7.27.2010

Showing My Ass to the World & Other Great Moments of the Pregnancy So Far

***From the Surrogate Sister***

Showing my butt to the world
You could say this was the worst moment and doesn’t even qualify for when I was pregnant, but it was too damned funny not to share. Before the implant, I went to NYU to get instructed on how to administer the new progesterone shots. The nurse said the easiest thing was for her to draw circles like mini dartboards on my ass so my husband could see exactly where to aim his shots. Later that day, we met my good friend Ann and my brother for a bite at Clinton St. Bakery. Afterward, we started on the long walk to the subway in the sweltering summer heat. Only two steps in, the kids began the round-robin complaint game. “I can’t walk one more step! Carry me!” So by the time we reached the throngs of Canal Street, I relented. As Olivia hopped up on my back, so went my dress up my back—exposing my entire ass for all the world to see—big bold Sharpie-drawn black circles and all. It’s one of those moments you thank goodness that New York is a big city and that you’ll never, ever see those people walking beside me again. I doubt they’d recognize my face anyway.

Seeing the fertilized egg on flat screen
I had no clue they would show me the fertilized egg on flat screen before they implanted the little bugger. That was amazing, honestly. To see the tiny egg with the six or so replicating cells inside on a huge screen above me was out of this world. It felt like a scene out of a sci-fi film set in the future. Of course, then, pregnancy will probably be obsolete and babies will be carried to term by large-bellied robots.

Telling H the News
I’m not sure if my parents and friends realize that H and I bought about five pregnancy tests but I’m sure they won’t be surprised. Most women have done it. The first one came up negative because I was just too damned impatient (what’s new) and had to try only five days after the implant, one day before any of the websites I’d scoured said a result would appear. The next one I tried the very next morning while H & J were fast asleep. There it was … this tiny microscopic thin pink line that you literally could not see unless you tilted the test back and forth in full light. But it was there. And having gone down this road a few times before, I knew exactly what it meant. H was a bit more skeptical until test four came back more solid. And then when the nurse finally called us to confirm the fact from the text results at NYU, we knew we were golden.

Seeing the heartbeat
Before the doc did the sonogram, he prepared me to not expect anything. “It’s really too early to see much,” he said. And then two seconds later, he says, “Oh look! There’s the heartbeat.” Even with it not being my own kid, there’s a sense of awe and amazement you get from seeing this tiny lima bean on the screen with that infinitesimal beating heart. It makes the whole thing real from that second on.

Being a Queen Bee
It’s as if someone just told me at 41 that I’m actually the daughter of a prince. I’m suddenly getting the royal treatment by my family. My husband, who has been my rock through this entire experience despite his occasional jabs about my mood swings, is taking a lion’s share of the kids work out of my hands, doing more around the house, and even tackling the dozen or so projects that have been on “The List” for ages. Our dad is as loving and thoughtful as ever, ringing me often to check in and make sure I’m feeling well. (Though he always did that before. I love him for that.) But it’s our mom, no surprise, who has been the most attentive. She stocked my fridge with groceries and cooked meals before I ever exited the plane from NY, took me shopping at Nordstroms, tended to me when I was down with the flu (despite her catching the same bug), and is spending tons of her free time with me and the kids, helping me get through the weariness of this first trimester. It would be nearly impossible to do this without their tremendous support. Thank you all.

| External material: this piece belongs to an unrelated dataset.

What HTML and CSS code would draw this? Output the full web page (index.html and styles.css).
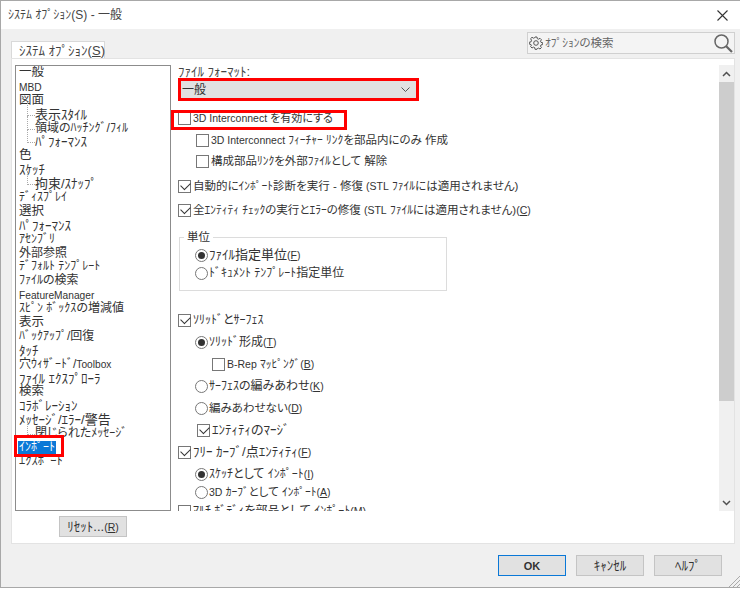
FILE: index.html
```html
<!DOCTYPE html>
<html lang="ja">
<head>
<meta charset="utf-8">
<title>ｼｽﾃﾑ ｵﾌﾟｼｮﾝ(S) - 一般</title>
<link rel="stylesheet" href="styles.css">
</head>
<body>
<div class="window">
  <header class="titlebar">
    <span class="title">ｼｽﾃﾑ ｵﾌﾟｼｮﾝ(S) - 一般</span>
    <svg class="close" width="11" height="11" viewBox="0 0 11 11"><path d="M.5.500l10 10M10.500.500l-10 10" stroke="#333" stroke-width="1.100" fill="none"/></svg>
  </header>
  <div class="tabstrip">
    <div class="tab">ｼｽﾃﾑ ｵﾌﾟｼｮﾝ(<u>S</u>)</div>
    <div class="search">
      <svg class="gear" width="14" height="14" viewBox="0 0 14 14"><path d="M6 1h2l.3 1.700 1.200.5L11 2.300l1.400 1.400-.9 1.500.5 1.200 1.700.3v1.900l-1.700.3-.5 1.200.9 1.500-1.400 1.400-1.500-.9-1.200.5L8 13.300H6l-.3-1.700-1.200-.5-1.500.9-1.400-1.400.9-1.500L2 8.500l-1.700-.4V6.200L2 5.900l.5-1.700-.9-1.500L3 1.300l1.500.9 1.200-.5z" fill="none" stroke="#555" stroke-width="1"/><circle cx="7" cy="7" r="2.300" fill="none" stroke="#555" stroke-width="1"/></svg>
      <span class="search-text">ｵﾌﾟｼｮﾝの検索</span>
      <svg class="lens" width="20" height="20" viewBox="0 0 20 20"><circle cx="8.500" cy="8.500" r="6.500" fill="none" stroke="#666" stroke-width="1.500"/><path d="M13 13l6 6" stroke="#666" stroke-width="2.200" fill="none"/></svg>
    </div>
  </div>
  <section class="panel">
    <div class="top">
      <div class="side">
        <ul class="tree">
          <li class="w">一般</li>
          <li><span class="l">MBD</span></li>
          <li class="w">図面</li>
          <li class="sub">表示ｽﾀｲﾙ</li>
          <li class="sub n">領域のﾊｯﾁﾝｸﾞ/ﾌｨﾙ</li>
          <li class="sub">ﾊﾟﾌｫｰﾏﾝｽ</li>
          <li class="w">色</li>
          <li>ｽｹｯﾁ</li>
          <li class="sub">拘束/ｽﾅｯﾌﾟ</li>
          <li class="n">ﾃﾞｨｽﾌﾟﾚｲ</li>
          <li class="w">選択</li>
          <li>ﾊﾟﾌｫｰﾏﾝｽ</li>
          <li class="n">ｱｾﾝﾌﾞﾘ</li>
          <li class="n">外部参照</li>
          <li class="n">ﾃﾞﾌｫﾙﾄ ﾃﾝﾌﾟﾚｰﾄ</li>
          <li class="n">ﾌｧｲﾙの検索</li>
          <li><span class="l">FeatureManager</span></li>
          <li class="n">ｽﾋﾟﾝ ﾎﾞｯｸｽの増減値</li>
          <li class="w">表示</li>
          <li class="n">ﾊﾞｯｸｱｯﾌﾟ/回復</li>
          <li>ﾀｯﾁ</li>
          <li class="n">穴ｳｨｻﾞｰﾄﾞ/<span class="l">Toolbox</span></li>
          <li>ﾌｧｲﾙ ｴｸｽﾌﾟﾛｰﾗ</li>
          <li class="w">検索</li>
          <li>ｺﾗﾎﾞﾚｰｼｮﾝ</li>
          <li>ﾒｯｾｰｼﾞ/ｴﾗｰ/警告</li>
          <li class="sub n">閉じられたﾒｯｾｰｼﾞ</li>
          <li class="selected n"><span>ｲﾝﾎﾟｰﾄ</span></li>
          <li class="w">ｴｸｽﾎﾟｰﾄ</li>
        </ul>
      </div>
      <div class="content">
        <div class="options">
          <div class="label-format">ﾌｧｲﾙ ﾌｫｰﾏｯﾄ:</div>
          <div class="select"><span>一般</span><svg width="9" height="5" viewBox="0 0 9 5"><path d="M.5.500l4 4 4-4" fill="none" stroke="#555"/></svg></div>
          <div class="row fs11 r-inter"><i class="cb"></i><span class="txt"><span class="l">3D Interconnect</span> を有効にする</span></div>
          <div class="row fs115 lv1 r-a"><i class="cb"></i><span class="txt"><span class="l">3D Interconnect</span> ﾌｨｰﾁｬｰ ﾘﾝｸを部品内にのみ 作成</span></div>
          <div class="row fs115 lv1 r-b"><i class="cb"></i><span class="txt">構成部品ﾘﾝｸを外部ﾌｧｲﾙとして 解除</span></div>
          <div class="row fs115 r-c"><i class="cb on"></i><span class="txt">自動的にｲﾝﾎﾟｰﾄ診断を実行 - 修復 <span class="l">(STL</span> ﾌｧｲﾙには適用されません)</span></div>
          <div class="row fs115 r-d"><i class="cb on"></i><span class="txt">全ｴﾝﾃｨﾃｨ ﾁｪｯｸの実行とｴﾗｰの修復 <span class="l">(STL</span> ﾌｧｲﾙには適用されません)<span class="l">(<u>C</u>)</span></span></div>
          <fieldset class="units">
            <legend>単位</legend>
            <div class="row r-file"><i class="rb on"></i><span class="txt">ﾌｧｲﾙ指定単位<span class="l">(<u>F</u>)</span></span></div>
            <div class="row fs12 r-doc"><i class="rb"></i><span class="txt">ﾄﾞｷｭﾒﾝﾄ ﾃﾝﾌﾟﾚｰﾄ指定単位</span></div>
          </fieldset>
          <div class="row fs12 r-solid"><i class="cb on"></i><span class="txt">ｿﾘｯﾄﾞとｻｰﾌｪｽ</span></div>
          <div class="row fs12 lv2 r-n"><i class="rb on"></i><span class="txt">ｿﾘｯﾄﾞ形成<span class="l">(<u>T</u>)</span></span></div>
          <div class="row fs115 lv3 r-n"><i class="cb"></i><span class="txt"><span class="l">B-Rep</span> ﾏｯﾋﾟﾝｸﾞ<span class="l">(<u>B</u>)</span></span></div>
          <div class="row fs12 lv2 r-n"><i class="rb"></i><span class="txt">ｻｰﾌｪｽの編みあわせ<span class="l">(<u>K</u>)</span></span></div>
          <div class="row fs115 lv2 r-n"><i class="rb"></i><span class="txt">編みあわせない<span class="l">(<u>D</u>)</span></span></div>
          <div class="row lv4 r-n"><i class="cb on"></i><span class="txt">ｴﾝﾃｨﾃｨのﾏｰｼﾞ</span></div>
          <div class="row r-n"><i class="cb on"></i><span class="txt">ﾌﾘｰ ｶｰﾌﾞ/点ｴﾝﾃｨﾃｨ<span class="l">(<u>F</u>)</span></span></div>
          <div class="row fs12 lv2 r-n"><i class="rb on"></i><span class="txt">ｽｹｯﾁとして ｲﾝﾎﾟｰﾄ<span class="l">(<u>I</u>)</span></span></div>
          <div class="row fs115 lv2 r-last"><i class="rb"></i><span class="txt"><span class="l">3D</span> ｶｰﾌﾞとして ｲﾝﾎﾟｰﾄ<span class="l">(<u>A</u>)</span></span></div>
          <div class="row fs12 r-last2"><i class="cb"></i><span class="txt">ﾏﾙﾁ ﾎﾞﾃﾞｨを部品として ｲﾝﾎﾟｰﾄ<span class="l">(<u>M</u>)</span></span></div>
        </div>
        <div class="scrollbar">
          <svg width="9" height="6" viewBox="0 0 9 6"><path d="M1 5l3.500-3.500L8 5" fill="none" stroke="#505050" stroke-width="1.500"/></svg>
          <div class="track"><div class="thumb"></div></div>
          <svg width="9" height="6" viewBox="0 0 9 6"><path d="M1 1l3.500 3.500L8 1" fill="none" stroke="#505050" stroke-width="1.500"/></svg>
        </div>
      </div>
    </div>
    <div class="reset-row"><button class="btn">ﾘｾｯﾄ...<span class="l">(<u>R</u>)</span></button></div>
  </section>
  <footer class="footer">
    <button class="btn ok">OK</button>
    <button class="btn">ｷｬﾝｾﾙ</button>
    <button class="btn">ﾍﾙﾌﾟ</button>
  </footer>
  <svg class="grip" width="12" height="12" viewBox="0 0 12 12"><path d="M12 1L1 12M12 5l-7 7M12 9l-3 3" stroke="#aaa" fill="none"/></svg>
  <div class="hl hl-select"></div>
  <div class="hl hl-inter"></div>
  <div class="hl hl-import"></div>
</div>
</body>
</html>
```

FILE: styles.css
```css
* { box-sizing: border-box; }
html, body { margin: 0; padding: 0; }
body { width: 740px; height: 589px; overflow: hidden; background: #fff; }
.window {
  position: relative;
  width: 740px;
  height: 588px;
  border: 1px solid #a8a8a8;
  border-right: 0;
  background: #f0f0f0;
  font-family: "Liberation Sans", "Noto Sans CJK JP", sans-serif;
  font-feature-settings: "palt";
  font-size: 13px;
  line-height: 14px;
  color: #333;
  display: flex;
  flex-direction: column;
}
.l { font-size: 10.500px; }
.titlebar {
  height: 28px;
  background: #fff;
  display: flex;
  align-items: center;
  justify-content: space-between;
  padding: 0 12px 0 7px;
  flex: none;
}
.title { color: #444; font-size: 12px; }
.tabstrip {
  height: 29px;
  flex: none;
  display: flex;
  justify-content: space-between;
  align-items: flex-start;
  padding: 3px 5px 0 10px;
}
.tab {
  margin-top: 9px;
  width: 94px;
  height: 18px;
  background: #fff;
  border: 1px solid #d9d9d9;
  border-bottom: 0;
  padding: 2px 0 0 7px;
  color: #444;
  white-space: nowrap;
}
.search {
  width: 208px;
  height: 22px;
  border: 1px solid #d0d0d0;
  background: #f4f4f4;
  display: flex;
  align-items: center;
  padding: 0 1px;
  color: #666;
  font-size: 11.500px;
}
.gear { flex: none; margin-right: 2px; }
.search-text { flex: 1; }
.panel {
  margin: 0 5px 0 10px;
  height: 486px;
  background: #fff;
  border: 1px solid #e3e3e3;
  flex: none;
  padding: 6px 0 0 3px;
  display: flex;
  flex-direction: column;
}
.top { display: flex; height: 446px; flex: none; }
.side { width: 156px; flex: none; }
.tree {
  list-style: none;
  margin: 0;
  padding: 0 0 0 3px;
  height: 446px;
  border: 1px solid #8c8c8c;
  overflow: hidden;
}
.tree li {
  height: 13.900px;
  line-height: 13.900px;
  white-space: nowrap;
}
.tree li.n { font-size: 12px; }
.tree li.w { font-size: 12.500px; }
.tree .l { font-size: 10.200px; }
.tree li.sub {
  position: relative;
  margin-left: 16px;
}
.tree li.sub::before {
  content: "";
  position: absolute;
  left: -8px;
  top: -6px;
  width: 7px;
  height: 13px;
  border-left: 1px dotted #aaa;
  border-bottom: 1px dotted #aaa;
}
.tree li.selected span {
  display: inline-block;
  margin-left: -1px;
  padding: 0 1px;
  background: #0a78d7;
  color: #fff;
}
.content { flex: 1; display: flex; min-width: 0; padding-left: 7px; }
.options { flex: 1; height: 446px; overflow: hidden; min-width: 0; }
.label-format { height: 14px; color: #444; }
.select {
  margin: 2px 0 0 3px;
  width: 235px;
  height: 17px;
  background: #e1e1e1;
  display: flex;
  align-items: center;
  justify-content: space-between;
  padding: 0 6px 0 1px;
  font-size: 12px;
}
.row {
  display: flex;
  align-items: center;
  height: 14px;
  white-space: nowrap;
}
.fs11 { font-size: 11px; }
.fs115 { font-size: 11.500px; }
.fs12 { font-size: 12px; }
.txt { margin-left: 2px; }
.cb, .rb {
  display: block;
  flex: none;
  width: 13px;
  height: 13px;
  background: #fff;
  border: 1px solid #777;
  position: relative;
}
.rb { border-radius: 50%; }
.cb.on::after {
  content: "";
  position: absolute;
  left: 2px;
  top: 1px;
  width: 8px;
  height: 5px;
  border-left: 1.400px solid #333;
  border-bottom: 1.400px solid #333;
  transform: rotate(-45deg);
}
.rb.on::after {
  content: "";
  position: absolute;
  left: 2px;
  top: 2px;
  width: 7px;
  height: 7px;
  border-radius: 50%;
  background: #333;
}
.r-inter { margin-top: 13px; }
.lv1 { padding-left: 18px; }
.r-a { margin-top: 8px; }
.r-b { margin-top: 7px; }
.r-c { margin-top: 11px; }
.r-d { margin-top: 10px; }
.units {
  margin: 14px 0 0 1px;
  padding: 0 0 0 15px;
  width: 268px;
  height: 60px;
  border: 1px solid #dcdcdc;
  min-inline-size: 0;
}
.units legend { padding: 0 3px; margin-left: -11px; line-height: 12px; font-size: 11.500px; }
.units .txt { margin-left: 1px; }
.r-file { margin-top: 5px; }
.r-doc { margin-top: 4px; }
.r-solid { margin-top: 22px; }
.lv2 { padding-left: 17px; }
.lv2 .txt { margin-left: 1px; }
.lv3 { padding-left: 34px; }
.lv4 { padding-left: 19px; }
.r-n { margin-top: 8px; }
.r-last { margin-top: 4px; }
.r-last2 { margin-top: 5px; }
.scrollbar {
  width: 15px;
  height: 446px;
  background: #f0f0f0;
  flex: none;
  display: flex;
  flex-direction: column;
  align-items: center;
  justify-content: space-between;
  padding: 6px 0 5px;
}
.track { flex: 1; width: 15px; margin-top: 5px; }
.thumb { width: 15px; height: 319px; background: #cdcdcd; }
.reset-row { padding: 5px 0 0 44px; }
.btn {
  display: block;
  font: inherit;
  color: #333;
  width: 68px;
  height: 21px;
  padding: 0;
  background: #e1e1e1;
  border: 1px solid #c4c4c4;
  white-space: nowrap;
}
.footer {
  display: flex;
  justify-content: flex-end;
  gap: 10px;
  padding: 11px 18px 0 0;
}
.btn.ok { border-color: #0a78d7; font-size: 11px; font-weight: bold; }
.grip { position: absolute; right: 0; bottom: 0; }
.hl { position: absolute; border: 3px solid #f00; pointer-events: none; }
.hl-select { left: 177px; top: 77px; width: 241px; height: 23px; }
.hl-inter { left: 170px; top: 109px; width: 176px; height: 20px; }
.hl-import { left: 13px; top: 434px; width: 50px; height: 22px; }
```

Telling my sister and brother-in-law I saw the heartbeat
In some ways, it was a bittersweet moment considering they couldn’t be here to witness it. Like H said, there’s so much of this pregnancy they’re going to miss. The morning sickness, the hemorrhoids, the weight gain, the food aversions—yes, so much. I really feel for them. But seriously, it’s all those awesome moments they will only be able to experience vicariously through me. And it breaks my heart for them. Thus, this blog. I’m trying my best, in my way, to capture it here. So back to the topic, hearing their reactions was priceless. I couldn’t get a hold of H, so I called my brother-in-law. “Really? Wow! But I didn’t even know you were going into the doctor today!” J sounded like those people who would open the door to Ed McMahon. “Really? Me? That big check is mine?” My sister was next. She finally picked up, and immediately started crying for joy, making me cry of course. It was a beautiful, shared, quiet moment in time, and I felt suddenly close to her as I heard her jubilant and elated reactions on the phone. She said it made her whole week. It certainly made mine. It felt great.

I’d write more if, frankly, the last two weeks hadn’t been such hell. Suffice it to say, getting a dreadful flu with a relentless cough that blessed me with six sleepless nights in a row and a perpetual feeling of nausea—at week 6 in the pregnancy, no less, when I was already feeling queasy—and requiring antibiotics to overcome it was no fun at all. Here’s hoping the rest of T1 goes smoothly…

1 comment:

  1. a funny touching and beautifully formatted post. Loved it.